Évoquer la carrière et les réalisations de Paul Bernard serait incomplet sans faire mention de ses engagements dans les nombreux instituts gouvernementaux de recherche, les Conseils subventionnaires, les Comités scientifiques et les Associations les plus diverses comme, (en plus de ceux mentionnés plus haut), l’Association canadienne des sociologues et anthropologues de langue française (ACSALF), la Société canadienne de sociologie – qui lui avait remis un prix pour sa « contribution remarquable à l’avancement de la sociologie » en 2001 – le projet Défi pauvreté du Conseil de la science et de la technologie, sans oublier des revues savantes et d’autres comités qui me sont inconnus. Parlant très bien l’anglais, il avait présidé le groupe de travail qui a conduit à la mise en place du réseau de Centres de données de recherche (CDR) de Statistique Canada. C’est là une initiative importante dont bénéficient les chercheurs et les étudiants dans les principales universités canadiennes. Paul Bernard a été un acteur de premier plan dans cette initiative de démocratisation de l’accès aux données statistiques et données d’enquêtes de l’organisme fédéral. Il était par ailleurs aussi présent dans des « organismes sociaux » ou de recherche appliquée comme le Groupe de travail sur la pauvreté de Centraide, le Centre Léa-Roback, la Société de recherche sociale appliquée et le Conseil canadien de Développement social, notamment. Bref, le volet pertinence de son travail de chercheur était fort développé. Il mettait la main à la pâte.

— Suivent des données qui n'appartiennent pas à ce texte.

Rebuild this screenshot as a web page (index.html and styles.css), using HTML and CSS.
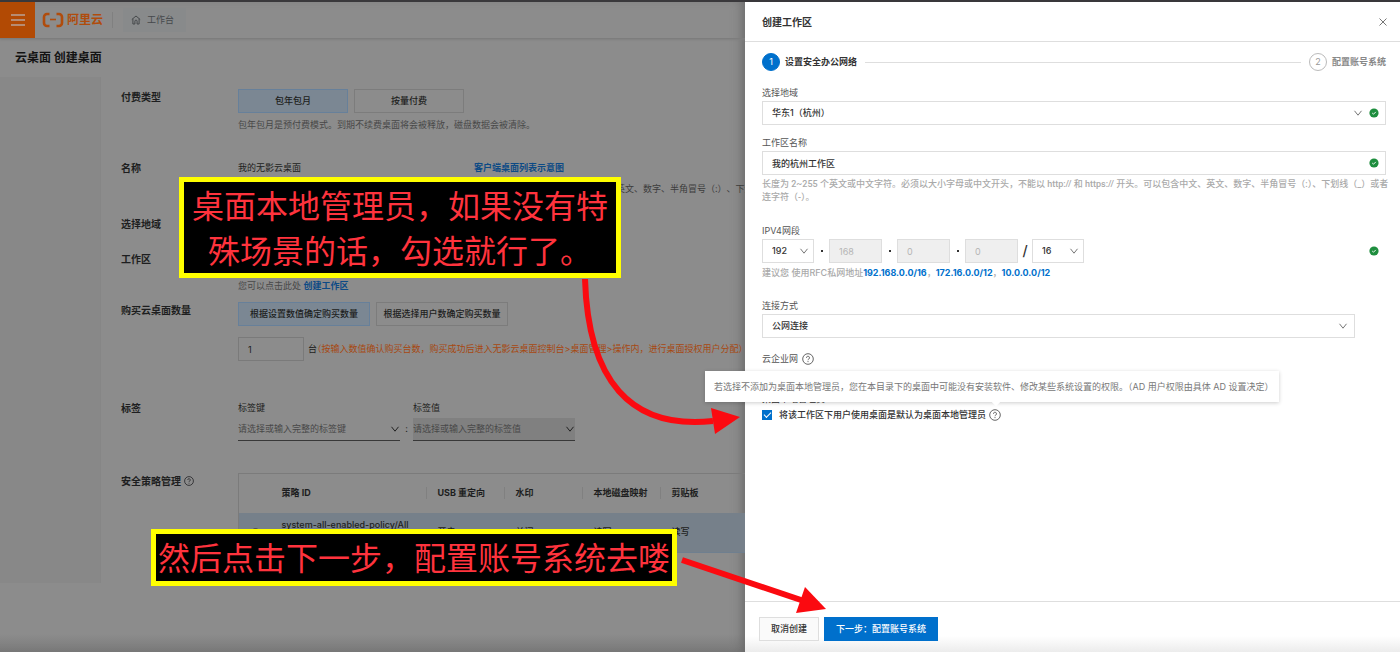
FILE: index.html
```html
<!DOCTYPE html>
<html lang="zh-CN">
<head>
<meta charset="utf-8">
<title>云桌面 创建桌面</title>
<link rel="stylesheet" href="styles.css">
</head>
<body>
<svg class="defs" width="0" height="0" aria-hidden="true">
  <symbol id="chevron" viewBox="0 0 10 10"><path d="M1.5 2.8 5 7.2 8.500 2.800" fill="none" stroke="currentColor"/></symbol>
  <symbol id="ok" viewBox="0 0 10 10"><circle cx="5" cy="5" r="4.600" fill="#1e8e3e"/><path d="M3.200 5 4.500 6.200 6.800 3.900" fill="none" stroke="#fff" stroke-width="0.900"/></symbol>
  <symbol id="help" viewBox="0 0 12 12"><circle cx="6" cy="6" r="5.300" fill="none" stroke="currentColor" stroke-width="0.900"/><path d="M4.500 4.800a1.500 1.500 0 1 1 2.300 1.200c-.6.400-.8.600-.8 1.200M6 8.100v1" fill="none" stroke="currentColor" stroke-width="0.900"/></symbol>
</svg>
<div class="screen">
  <div class="page">
    <header class="topbar">
      <button class="menu" type="button" aria-label="菜单">
        <svg width="16" height="14" viewBox="0 0 16 14"><path d="M1 2h14M1 7h14M1 12h14" stroke="#b9a396" stroke-width="1.300"/></svg>
      </button>
      <a class="logo" href="#">
        <svg width="22" height="16" viewBox="0 0 22 16"><path d="M7.500 2H5a3 3 0 0 0-3 3v6a3 3 0 0 0 3 3h2.500M14.500 2H17a3 3 0 0 1 3 3v6a3 3 0 0 1-3 3h-2.500" fill="none" stroke="currentColor" stroke-width="2.600"/><path d="M8 7.500h6" stroke="currentColor" stroke-width="1.600"/></svg>
        <span>阿里云</span>
      </a>
      <a class="workbench" href="#">
        <svg width="10" height="10" viewBox="0 0 10 10"><path d="M.8 4.500 5 1l4.200 3.500M1.900 3.800V9h2V6.200a1.100 1.100 0 0 1 2.200 0V9h2V3.800" fill="none" stroke="currentColor"/></svg>
        <span>工作台</span>
      </a>
    </header>
    <h1 class="page-title">云桌面 创建桌面</h1>
    <div class="body">
      <aside class="side"></aside>
      <main class="form">
        <section class="row row-pay">
          <h2>付费类型</h2>
          <div>
            <div class="options"><button type="button" class="opt opt-on opt-s">包年包月</button><button type="button" class="opt opt-s">按量付费</button></div>
            <p class="note">包年包月是预付费模式。到期不续费桌面将会被释放，磁盘数据会被清除。</p>
          </div>
        </section>
        <section class="row row-name">
          <h2>名称</h2>
          <div>
            <div class="name-line"><span>我的无影云桌面</span><a href="#">客户端桌面列表示意图</a></div>
            <p class="name-note">英文、数字、半角冒号（:）、下划线</p>
          </div>
        </section>
        <section class="row row-region"><h2>选择地域</h2></section>
        <section class="row row-space">
          <h2>工作区</h2>
          <p class="note space-note">您可以点击此处 <a href="#">创建工作区</a></p>
        </section>
        <section class="row row-count">
          <h2>购买云桌面数量</h2>
          <div>
            <div class="options"><button type="button" class="opt opt-on opt-l">根据设置数值确定购买数量</button><button type="button" class="opt opt-l">根据选择用户数确定购买数量</button></div>
            <div class="count"><input id="count" type="text" value="1"><label for="count">台<em>（按输入数值确认购买台数，购买成功后进入无影云桌面控制台&gt;桌面管理&gt;操作内，进行桌面授权用户分配）</em></label></div>
          </div>
        </section>
        <section class="row row-tag">
          <h2>标签</h2>
          <div class="tags">
            <label class="tag">标签键<span class="line-select"><select><option>请选择或输入完整的标签键</option></select><svg class="chev"><use href="#chevron"/></svg></span></label>
            <span class="colon">:</span>
            <label class="tag">标签值<span class="line-select filled"><select><option>请选择或输入完整的标签值</option></select><svg class="chev"><use href="#chevron"/></svg></span></label>
          </div>
        </section>
        <section class="row row-policy">
          <h2>安全策略管理 <svg class="help-s"><use href="#help"/></svg></h2>
          <table class="policy">
            <thead><tr><th class="c-radio"></th><th class="c-id">策略 ID</th><th class="c-mid">USB 重定向</th><th class="c-mid">水印</th><th class="c-mid">本地磁盘映射</th><th class="c-last">剪贴板</th></tr></thead>
            <tbody><tr><td><input type="radio" aria-label="选择策略"></td><td class="policy-id">system-all-enabled-policy/All</td><td>开启</td><td>关闭</td><td>读写</td><td>读写</td></tr></tbody>
          </table>
        </section>
      </main>
    </div>
  </div>

  <section class="drawer">
    <header class="drawer-head">
      <h2>创建工作区</h2>
      <button type="button" class="close" aria-label="关闭"><svg width="10" height="10" viewBox="0 0 10 10"><path d="M1.500 1.500l7 7M8.500 1.500l-7 7" stroke="#666" stroke-width="0.900"/></svg></button>
    </header>
    <div class="drawer-body">
      <ol class="steps">
        <li class="step step-on"><b>1</b><span>设置安全办公网络</span></li>
        <li class="step-line"></li>
        <li class="step"><b>2</b><span>配置账号系统</span></li>
      </ol>
      <div class="field">
        <label for="region">选择地域</label>
        <div class="control"><select id="region"><option>华东1（杭州）</option></select><svg class="chev chev-in"><use href="#chevron"/></svg><svg class="ok"><use href="#ok"/></svg></div>
      </div>
      <div class="field">
        <label for="wsname">工作区名称</label>
        <div class="control"><input id="wsname" type="text" value="我的杭州工作区"><svg class="ok"><use href="#ok"/></svg></div>
        <p class="hint hint-name">长度为 2~255 个英文或中文字符。必须以大小字母或中文开头，不能以 http:// 和 https:// 开头。可以包含中文、英文、数字、半角冒号（:）、下划线（_）或者<br>连字符（-）。</p>
      </div>
      <div class="field field-ip">
        <label for="ip1">IPV4网段</label>
        <div class="ip">
          <div class="control"><select id="ip1"><option>192</option></select><svg class="chev"><use href="#chevron"/></svg></div>
          <span class="dot"></span><input type="text" value="168" disabled aria-label="第二段">
          <span class="dot"></span><input type="text" value="0" disabled aria-label="第三段">
          <span class="dot"></span><input type="text" value="0" disabled aria-label="第四段">
          <span class="slash">/</span>
          <div class="control"><select aria-label="掩码"><option>16</option></select><svg class="chev"><use href="#chevron"/></svg></div>
          <svg class="ok ok-end"><use href="#ok"/></svg>
        </div>
        <p class="hint">建议您 使用RFC私网地址<a href="#">192.168.0.0/16</a>，<a href="#">172.16.0.0/12</a>，<a href="#">10.0.0.0/12</a></p>
      </div>
      <div class="field field-link">
        <label for="link">连接方式</label>
        <div class="control"><select id="link"><option>公网连接</option></select><svg class="chev"><use href="#chevron"/></svg></div>
      </div>
      <div class="label-row">云企业网 <svg class="help"><use href="#help"/></svg></div>
      <div class="admin">
        <div class="admin-title">桌面本地管理员</div>
        <div class="check"><input type="checkbox" id="admin" checked><label for="admin">将该工作区下用户使用桌面是默认为桌面本地管理员</label><svg class="help"><use href="#help"/></svg></div>
        <div class="tooltip" role="tooltip">若选择不添加为桌面本地管理员，您在本目录下的桌面中可能没有安装软件、修改某些系统设置的权限。（AD 用户权限由具体 AD 设置决定）</div>
      </div>
    </div>
    <footer class="drawer-foot">
      <button type="button" class="btn">取消创建</button>
      <button type="button" class="btn btn-primary">下一步：配置账号系统</button>
    </footer>
  </section>

  <div class="callout callout-top">桌面本地管理员，如果没有特<br>殊场景的话，勾选就行了。</div>
  <div class="callout callout-bottom">然后点击下一步，配置账号系统去喽</div>
  <svg class="arrows" width="840" height="640" viewBox="0 0 840 640" aria-hidden="true">
    <path d="M585 279C588 380 630 430 713 421" fill="none" stroke="#fb0a10" stroke-width="6"/>
    <path d="M711 408 740 417 715 434Z" fill="#fb0a10"/>
    <path d="M682 560 804 601" stroke="#fb0a10" stroke-width="6"/>
    <path d="M805 587 826 609 796 613Z" fill="#fb0a10"/>
  </svg>
</div>
</body>
</html>
```
FILE: styles.css
```css
* { box-sizing: border-box; }
body { margin: 0; font: 9px/14px Inter, "Noto Sans CJK SC", sans-serif; color: #333; text-spacing-trim: space-all; }
h1, h2, p, ol { margin: 0; padding: 0; font-weight: 500; }
a { text-decoration: none; color: #0070cc; }
button, input, select { font: inherit; color: inherit; margin: 0; border-radius: 0; }
button { padding: 0; cursor: pointer; }
select { appearance: none; }
.defs { position: absolute; }

.screen { position: relative; display: grid; grid-template-columns: minmax(0, 745fr) minmax(0, 655fr); min-height: 100vh; border-top: 2px solid #39383b; overflow: hidden; }

/* Dimmed page behind the drawer */
.page { background: linear-gradient(#8c8c8c, #7a7a7a) bottom / 100% 18px no-repeat #8c8c8c; color: #1d1e20; overflow: hidden; white-space: nowrap; box-shadow: inset -8px 0 12px -6px #666; }
.page a { color: #0c4a85; font-weight: 700; }
.topbar { display: flex; align-items: center; height: 37px; border-bottom: 1px solid #7d7d7d; box-shadow: 0 1px 2px #808080; }
.menu { display: grid; place-items: center; width: 35px; height: 100%; border: 0; background: #b24a04; }
.page .logo { display: flex; align-items: center; gap: 3px; margin-left: 7px; padding-right: 9px; border-right: 1px solid #808080; color: #b04c0c; font-size: 12px; font-weight: 700; }
.page .workbench { display: flex; align-items: center; gap: 6px; height: 24px; margin-left: 10px; padding: 0 12px 0 8px; background: #888a8b; color: #45484b; font-weight: 400; }
.page-title { padding: 10px 15px; font-size: 12px; line-height: 18px; font-weight: 700; color: #131313; }
.body { display: grid; grid-template-columns: 101px minmax(0, 1fr); min-height: 506px; }
.side { background: #888; border-right: 1px solid #868686; }
.form { padding: 12px 0 0 20px; }
.row { display: grid; grid-template-columns: 117px minmax(0, 1fr); align-items: start; }
.row h2 { display: flex; align-items: center; gap: 3px; font-size: 10px; line-height: 16px; font-weight: 700; }
.row-pay { min-height: 71px; }
.row-name { min-height: 56px; }
.row-region { min-height: 35px; }
.row-space { min-height: 51px; }
.row-count { min-height: 98px; }
.row-tag { min-height: 73px; }
.options { display: flex; gap: 6px; }
.opt { height: 24px; border: 1px solid #7c7c7c; background: transparent; font-weight: 500; }
.opt-on { background: #7b8793; border-color: #67809a; }
.opt-s { width: 110px; }
.opt-l { width: 132px; }
.note { margin-top: 5px; color: #484848; font-weight: 400; }
.space-note { margin-top: 28px; }
.name-line { display: grid; grid-template-columns: 236px 1fr; line-height: 16px; }
.name-note { margin-top: 6px; padding-left: 378px; font-weight: 400; color: #3c3c3c; }
.count { display: flex; align-items: center; gap: 4px; margin-top: 11px; }
.count input { width: 66px; height: 24px; padding: 0 9px; border: 1px solid #7a7a7a; background: transparent; }
.count em { display: inline-block; font-style: normal; color: #a74810; text-spacing-trim: trim-start; }
.tags { display: flex; align-items: flex-end; }
.tag { display: block; width: 162px; line-height: 16px; }
.line-select { display: block; position: relative; margin-top: 2px; border-bottom: 1px solid #383838; }
.line-select select { width: 100%; height: 22px; padding: 0; border: 0; background: transparent; color: #484848; }
.filled { background: #808080; }
.chev { position: absolute; right: 0; top: 50%; width: 10px; height: 10px; margin-top: -5px; pointer-events: none; color: #777; }
.page .chev { color: #222; }
.colon { width: 13px; line-height: 24px; text-align: center; }
.help-s { width: 10px; height: 10px; }
.policy { width: 100%; table-layout: fixed; border-collapse: collapse; border: 1px solid #7b7b7b; border-right: 0; font-weight: 500; }
.policy th { height: 39px; padding: 0; text-align: left; font-weight: 700; }
.policy td { height: 40px; padding: 0; }
.policy th + th + th { background: linear-gradient(#808080, #808080) -1px 50% / 1px 12px no-repeat; background-position: 0 50%; background-origin: border-box; }
.policy th + th + th { padding-left: 12px; }
.policy td + td + td { padding-left: 12px; }
.policy tbody tr { background: #76808a; border-bottom: 1px solid #6f7f8f; }
.policy input { display: block; width: 9px; height: 9px; margin: 0 12px; appearance: none; border: 1px solid #444; border-radius: 50%; }
.policy td.policy-id { padding-top: 3px; vertical-align: top; line-height: 18px; }
.c-radio { width: 43px; }
.c-id { width: 144px; }
.c-mid { width: 78px; }
.c-last { width: auto; }

/* Drawer */
.drawer { display: flex; flex-direction: column; min-width: 0; background: #fff; }
.drawer-head { display: flex; align-items: center; justify-content: space-between; height: 40px; padding: 0 12px 0 17px; border-bottom: 1px solid #dedede; }
.drawer-head h2 { font-size: 10px; font-weight: 700; }
.close { width: 10px; height: 10px; border: 0; background: none; line-height: 0; }
.drawer-body { flex: 1; padding: 11px 14px 0 17px; }
.steps { display: flex; align-items: center; gap: 8px; list-style: none; }
.step { display: flex; align-items: center; gap: 5px; font-weight: 700; color: #888; }
.step b { display: grid; place-items: center; width: 18px; height: 18px; border: 1px solid #bbb; border-radius: 50%; font-weight: 400; color: #999; }
.step-on { color: #333; }
.step-on b { background: #0070cc; border-color: #0070cc; color: #fff; }
.step-line { flex: 1; height: 1px; background: #dedede; }
.field { margin-top: 14px; }
.field label { display: block; line-height: 16px; color: #555; }
.field:not(:nth-child(2)) { margin-top: 10px; }
.control { position: relative; }
.control select, .control input, .ip input { display: block; width: 100%; height: 24px; padding: 0 9px; border: 1px solid #dedede; background: #fff; font-weight: 500; }
.control .chev { right: 7px; }
.control .chev-in { right: 23px; }
.ok { position: absolute; right: 7px; top: 50%; width: 10px; height: 10px; margin-top: -5px; }
.hint { margin-top: 3px; line-height: 13px; color: #aaa; }
.hint-name { font-family: Roboto, "Noto Sans CJK SC", sans-serif; white-space: nowrap; text-spacing-trim: normal; }
.hint a { font-weight: 700; }
.drawer-body .field-ip { margin-top: 19px; }
.ip { position: relative; display: flex; align-items: center; }
.ip .control, .ip input { width: 52px; }
.ip .control .chev { right: 5px; }
.ip input:disabled { width: 53px; background: #efefef; color: #b5b5b5; font-weight: 400; }
.dot { width: 2px; height: 2px; margin: 0 6px 0 7px; background: #333; }
.slash { width: 14px; text-align: center; font-size: 14px; font-weight: 500; }
.drawer-body .field-link { margin-top: 19px; }
.field-link .control { margin-right: 31px; }
.label-row { display: flex; align-items: center; gap: 4px; margin-top: 13px; line-height: 16px; color: #555; }
.help { width: 12px; height: 12px; color: #555; }
.admin { position: relative; margin-top: 24px; }
.admin-title { line-height: 16px; }
.check { display: flex; align-items: center; gap: 3px; height: 16px; font-weight: 500; }
.check input { appearance: none; width: 10px; height: 10px; margin-right: 4px; background: #0070cc; display: grid; place-items: center; }
.check input::before { content: ""; width: 6px; height: 3px; margin-top: -2px; border-left: 1px solid #fff; border-bottom: 1px solid #fff; transform: rotate(-45deg); }
.tooltip { position: absolute; left: -57px; top: -20px; padding: 8px 5px 8px 9px; background: #fff; color: #777; line-height: 15px; white-space: nowrap; text-spacing-trim: normal; box-shadow: 0 1px 4px rgba(0, 0, 0, 0.2); }
.tooltip::after { content: ""; position: absolute; right: 280px; bottom: -3px; width: 6px; height: 6px; background: #fff; transform: rotate(45deg); }
.drawer-foot { display: flex; align-items: flex-start; gap: 5px; height: 51px; padding: 15px 14px 0; border-top: 1px solid #dedede; background: linear-gradient(#fff, #ececec) bottom / 100% 16px no-repeat; }
.btn { height: 24px; padding: 0 11px; border: 1px solid #dedede; background: #fafafa; font-weight: 500; }
.btn-primary { border-color: #0070cc; background: #0070cc; color: #fff; }

/* Annotations */
.callout { position: absolute; border: 5px solid #ffff00; background: #000; color: #ff333d; font-family: "Noto Sans CJK SC", sans-serif; font-size: 32px; line-height: 45px; font-weight: 400; text-align: center; white-space: nowrap; }
.callout-top { left: 179px; top: 175px; padding: 0 8px 1px; }
.callout-bottom { left: 151px; top: 527px; padding: 0 2px 2px; }
.arrows { position: absolute; left: 0; top: -2px; pointer-events: none; }
```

Paul Bernard était un homme de coeur, chaleureux, bon vulgarisateur, disponible, professeur apprécié. Il était rigoureux dans ses commentaires et interventions comme dans ses travaux scientifiques. Il était un homme de projets et il voyait tant de choses à faire. Le temps lui a manqué, mais il laisse un bel héritage intellectuel et le souvenir d’un collègue estimé.